The following method is used to set assertion status on a per-class basis:

    /**
     * Sets the desired assertion status for the named top-level class in
     * this class loader and any nested classes contained therein.
     * This setting takes precedence over the  class loader's default
     * assertion status, and over any applicable per-package default.
     * This method has no effect if the named class has already been
     * initialized.  (Once a class is initialized, its assertion status cannot
     * change.)
     *
     * If the named class is not a top-level class, this call will have no
     * effect on the actual assertion status of any class, and its return
     * value is undefined.
     *
     * @param className the fully qualified class name of the top-level class
     *        whose assertion status is to be set.
     * @param enabled true if the named class is to have assertions
     *        enabled when (and if) it is initialized, false if the
     *        class is to have assertions disabled.
     */
    public void setClassAssertionStatus(String className, boolean enabled);

The following method clears any assertion status settings associated with a class loader:

    /**
     * Sets the default assertion status for this class loader to
     * false and discards any package defaults or class assertion
     * status settings associated with the class loader.  This call is
     * provided so that class loaders can be made to ignore any command line
     * assertion status directives and "start with a clean slate."
     */
    public void clearAssertionStatus();

Finally, a method is added to Class to allow the desired assertion status for a specified class to be queried.
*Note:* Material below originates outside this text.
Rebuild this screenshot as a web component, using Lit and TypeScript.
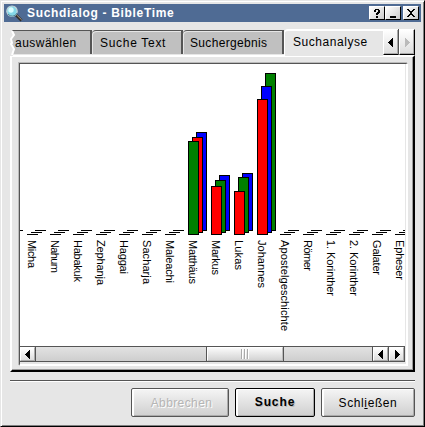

Few programmers will have any need for this method; it is provided for the benefit of the JRE itself. (It allows a class to determine at the time that it is initialized whether assertions should be enabled.)

    /**
     * Returns the assertion status that would be assigned to this
     * class if it were to be initialized at the time this method is invoked.
     * If this class has had its assertion status set, the most recent
     * setting will be returned; otherwise, if any package default assertion
     * status pertains to this class, the most recent setting for the most
     * specific pertinent package default assertion status is returned;
     * otherwise, if this class is not a system class (i.e., it has a
     * class loader) its class loader's default assertion status is returned;
     * otherwise, the system class default assertion status is returned.
     *
     * Few programmers will have any need for this method; it is provided
     * for the benefit of the JRE itself.  (It allows a class to determine at
     * the time that it is initialized whether assertions should be enabled.)
     * Note that this method is not guaranteed to return the actual
     * assertion status that was (or will be) associated with this class when
     * it was (or will be) initialized.
     *
     * @return the desired assertion status of the specified class.
     * @see    setClassAssertionStatus
     * @see    setPackageAssertionStatus
     * @see    setDefaultAssertionStatus
     */
    public boolean desiredAssertionStatus();

The new ClassLoader instance methods for setting desired assertion status will generally not be used by normal programs, but by interpreters, such as java, and by other execution environments. Interpreters should provide some interpreter-specific facility for users to enable and disable asserts. One possible approach is described in Appendix II.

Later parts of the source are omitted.